An extremely simple example of what is happening can be shown like this:
Input: (1, 1, 3)
Output: 5
Given the 3 input numbers (1, 1, 3), and using a hash function that simply adds the numbers together, we get 5 as the output. Even knowing that our hash function simply adds numbers together, one cannot be given 5 as the output and know that (1, 1, 3) was the input. With some time, one might be able to start creating a list of possible inputs (this is called factoring), but it would soon become apparent that the possibilities are infinite once it is realized that the range and quantity of inputs isn’t limited.
The input (-3, 2, -1, 7) would also produce 5 as the output for example and that leads us to the problem with such a simple hash function. Collisions. Collisions occur when two different inputs produce the same output. To be useful, a hash function must do two things.
1. Reduce input data of any size down to a small consistent output size.
2. Produce a unique output for every unique input given.
One common way a hash is used is to verify a file. Someone writes a program and shares it with the world along with a hash for that file. People all over the world download the file and generate their own hash of the file using their own computer. If the hash they generate matches the one provided on the website, then they can be sure that the file they downloaded is exactly the same as when the author shared it. If even a single bit of information is added, removed, or changed by a hacker, then the hash will not match.
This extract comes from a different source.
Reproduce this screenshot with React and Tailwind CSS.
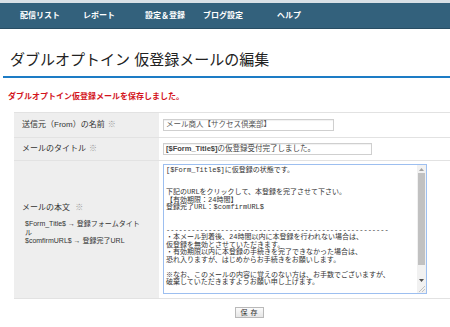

The same can be applied to documents like contracts. One person can draw up a contract, sign it, and then generate a hash of that file. Another party can review the contract and generate their own hash and if it matches they can be sure that they got the same contract that the author created. That party can sign the contract, and then generate a new hash that can be shared with the original author who can then verify that new hash. In this way, two people can be sure that any document they exchange back and forth online has not been altered in any way. Years later, the file can still be verified with the original hash.
Another common way a hash is used is to verify passwords. Systems can store your password in plain text but that is a very poor security practice these days. Instead, systems can use hashes to store passwords. If a system stores your password in plain text, then any attacker who gets into the system can see a full list of passwords with minimal effort. By using hashes to store password, the attacker may not get the passwords at all, or at least it will be much harder and require time and technical skill to figure them out.
(In reality, developers should be using new methods, like mcrypt, that are based on hashes but much better for passwords but we’ll keep it simple for this example.)
A system that uses hashes for passwords would collect your password when you create your account, create a hash of that password, and store the resulting hash in their database. Then later when you log in again, they would create a new hash of what you typed in, compare that to the hash they have on file, and if they match, let you in. Doing this helps protect your password from attackers and bad employees.
Hashes are very useful and are quite commonly used in the digital world. Sometimes just to make a program run faster or to keep the size of a database small, but other times to protect and verify important information.